== Dataset excerpt ==
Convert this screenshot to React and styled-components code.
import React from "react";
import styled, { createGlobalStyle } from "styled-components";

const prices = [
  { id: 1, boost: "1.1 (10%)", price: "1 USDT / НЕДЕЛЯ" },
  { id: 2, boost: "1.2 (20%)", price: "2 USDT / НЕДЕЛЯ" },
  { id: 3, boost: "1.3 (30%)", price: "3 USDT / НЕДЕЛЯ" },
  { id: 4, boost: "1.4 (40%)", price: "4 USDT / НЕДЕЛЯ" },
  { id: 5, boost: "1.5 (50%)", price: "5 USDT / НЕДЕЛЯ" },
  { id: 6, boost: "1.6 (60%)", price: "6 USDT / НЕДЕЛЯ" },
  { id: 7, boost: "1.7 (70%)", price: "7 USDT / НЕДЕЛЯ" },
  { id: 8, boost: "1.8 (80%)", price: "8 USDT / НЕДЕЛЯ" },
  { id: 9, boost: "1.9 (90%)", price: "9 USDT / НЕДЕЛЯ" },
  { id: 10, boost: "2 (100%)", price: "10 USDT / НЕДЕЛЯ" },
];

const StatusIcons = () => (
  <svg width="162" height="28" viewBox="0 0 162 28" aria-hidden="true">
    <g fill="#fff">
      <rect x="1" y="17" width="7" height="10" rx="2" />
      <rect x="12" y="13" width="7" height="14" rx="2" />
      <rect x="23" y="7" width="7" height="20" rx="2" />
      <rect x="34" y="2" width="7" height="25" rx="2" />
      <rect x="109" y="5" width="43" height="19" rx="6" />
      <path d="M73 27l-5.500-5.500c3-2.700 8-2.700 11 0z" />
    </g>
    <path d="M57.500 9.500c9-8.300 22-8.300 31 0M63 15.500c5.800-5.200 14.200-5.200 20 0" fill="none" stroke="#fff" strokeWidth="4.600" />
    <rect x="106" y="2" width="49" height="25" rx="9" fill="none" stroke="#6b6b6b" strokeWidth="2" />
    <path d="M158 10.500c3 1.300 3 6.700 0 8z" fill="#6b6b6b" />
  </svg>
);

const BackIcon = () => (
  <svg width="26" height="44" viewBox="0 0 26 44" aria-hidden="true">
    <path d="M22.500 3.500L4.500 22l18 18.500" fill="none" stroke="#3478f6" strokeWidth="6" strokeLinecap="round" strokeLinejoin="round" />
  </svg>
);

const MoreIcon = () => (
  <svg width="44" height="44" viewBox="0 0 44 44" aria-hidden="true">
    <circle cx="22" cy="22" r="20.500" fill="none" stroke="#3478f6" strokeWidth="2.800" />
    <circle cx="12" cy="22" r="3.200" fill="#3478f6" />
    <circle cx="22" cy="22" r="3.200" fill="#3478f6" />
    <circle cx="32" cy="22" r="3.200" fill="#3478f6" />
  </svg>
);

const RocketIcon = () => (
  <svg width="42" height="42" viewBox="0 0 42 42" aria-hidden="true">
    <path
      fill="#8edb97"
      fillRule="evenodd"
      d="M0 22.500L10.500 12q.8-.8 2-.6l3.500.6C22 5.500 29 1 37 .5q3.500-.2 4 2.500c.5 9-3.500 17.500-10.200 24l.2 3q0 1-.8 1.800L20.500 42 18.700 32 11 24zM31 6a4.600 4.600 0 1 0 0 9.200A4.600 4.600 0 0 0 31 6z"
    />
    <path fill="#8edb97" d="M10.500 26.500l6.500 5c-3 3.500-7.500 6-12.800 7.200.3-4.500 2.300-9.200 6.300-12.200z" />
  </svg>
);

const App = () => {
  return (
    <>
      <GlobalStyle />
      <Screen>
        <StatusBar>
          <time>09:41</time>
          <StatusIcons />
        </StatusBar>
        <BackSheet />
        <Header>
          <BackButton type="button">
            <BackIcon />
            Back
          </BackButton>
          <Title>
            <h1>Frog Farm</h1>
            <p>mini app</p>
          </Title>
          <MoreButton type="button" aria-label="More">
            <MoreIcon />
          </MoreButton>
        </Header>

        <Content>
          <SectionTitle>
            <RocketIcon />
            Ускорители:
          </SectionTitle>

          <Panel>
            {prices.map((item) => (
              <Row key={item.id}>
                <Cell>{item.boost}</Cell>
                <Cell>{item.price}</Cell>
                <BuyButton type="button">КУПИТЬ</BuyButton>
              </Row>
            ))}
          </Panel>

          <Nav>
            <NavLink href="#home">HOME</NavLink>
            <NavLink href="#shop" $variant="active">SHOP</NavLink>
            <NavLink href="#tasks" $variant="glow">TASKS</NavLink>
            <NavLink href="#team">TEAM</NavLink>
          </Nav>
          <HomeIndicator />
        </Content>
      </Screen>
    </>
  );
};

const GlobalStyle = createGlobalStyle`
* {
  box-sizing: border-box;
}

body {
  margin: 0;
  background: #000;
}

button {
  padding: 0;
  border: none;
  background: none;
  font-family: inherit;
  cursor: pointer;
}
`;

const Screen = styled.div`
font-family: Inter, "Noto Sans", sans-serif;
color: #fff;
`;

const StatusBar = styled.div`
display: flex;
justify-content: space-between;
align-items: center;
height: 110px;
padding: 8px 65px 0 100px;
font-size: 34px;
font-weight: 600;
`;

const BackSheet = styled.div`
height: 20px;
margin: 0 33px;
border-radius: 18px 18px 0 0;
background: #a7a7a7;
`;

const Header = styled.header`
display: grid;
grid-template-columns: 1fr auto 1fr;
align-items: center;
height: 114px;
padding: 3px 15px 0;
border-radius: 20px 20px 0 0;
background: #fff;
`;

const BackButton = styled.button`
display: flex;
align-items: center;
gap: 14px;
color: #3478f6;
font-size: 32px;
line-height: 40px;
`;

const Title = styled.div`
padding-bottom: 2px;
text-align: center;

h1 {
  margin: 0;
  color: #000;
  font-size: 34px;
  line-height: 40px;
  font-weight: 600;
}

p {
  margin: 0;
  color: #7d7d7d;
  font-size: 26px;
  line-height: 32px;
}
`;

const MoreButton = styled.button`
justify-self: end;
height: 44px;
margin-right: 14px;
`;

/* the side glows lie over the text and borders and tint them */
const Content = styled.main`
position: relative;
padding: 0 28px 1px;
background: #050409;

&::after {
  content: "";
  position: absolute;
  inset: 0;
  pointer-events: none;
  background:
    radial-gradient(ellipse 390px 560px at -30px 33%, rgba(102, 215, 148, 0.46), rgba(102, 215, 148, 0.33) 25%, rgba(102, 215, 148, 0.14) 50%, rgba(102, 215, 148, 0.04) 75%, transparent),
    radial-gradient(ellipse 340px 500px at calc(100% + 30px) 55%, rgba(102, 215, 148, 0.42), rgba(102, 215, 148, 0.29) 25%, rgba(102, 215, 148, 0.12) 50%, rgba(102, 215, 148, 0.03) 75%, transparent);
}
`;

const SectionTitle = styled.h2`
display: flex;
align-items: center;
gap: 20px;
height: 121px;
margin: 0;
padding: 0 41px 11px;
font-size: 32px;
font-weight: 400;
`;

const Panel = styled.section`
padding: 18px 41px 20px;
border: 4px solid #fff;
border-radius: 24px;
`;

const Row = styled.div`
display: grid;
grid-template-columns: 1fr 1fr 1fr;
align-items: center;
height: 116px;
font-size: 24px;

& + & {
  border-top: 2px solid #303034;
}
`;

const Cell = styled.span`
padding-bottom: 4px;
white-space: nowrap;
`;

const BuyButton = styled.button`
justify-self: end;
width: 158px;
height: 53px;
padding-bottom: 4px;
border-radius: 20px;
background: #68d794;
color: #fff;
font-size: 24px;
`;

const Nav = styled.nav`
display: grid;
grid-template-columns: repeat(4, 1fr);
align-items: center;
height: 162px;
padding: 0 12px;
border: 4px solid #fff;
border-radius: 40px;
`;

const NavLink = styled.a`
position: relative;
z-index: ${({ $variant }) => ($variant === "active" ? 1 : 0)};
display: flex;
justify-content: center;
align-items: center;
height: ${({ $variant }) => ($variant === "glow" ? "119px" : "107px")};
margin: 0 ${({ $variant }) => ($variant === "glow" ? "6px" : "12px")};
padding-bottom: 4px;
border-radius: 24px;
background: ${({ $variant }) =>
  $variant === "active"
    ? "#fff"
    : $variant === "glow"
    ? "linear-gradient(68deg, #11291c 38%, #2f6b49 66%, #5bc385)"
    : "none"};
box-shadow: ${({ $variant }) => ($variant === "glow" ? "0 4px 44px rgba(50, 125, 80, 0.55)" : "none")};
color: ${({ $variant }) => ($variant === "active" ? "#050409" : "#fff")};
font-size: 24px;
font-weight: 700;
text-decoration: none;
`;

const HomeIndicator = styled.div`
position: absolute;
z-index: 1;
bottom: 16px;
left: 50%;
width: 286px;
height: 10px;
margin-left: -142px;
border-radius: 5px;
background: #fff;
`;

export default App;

== What you need to do ==
Copy every single line of the material above that holds "React".

== Solution for this problem ==
Convert this screenshot to React and styled-components code.
import React from "react";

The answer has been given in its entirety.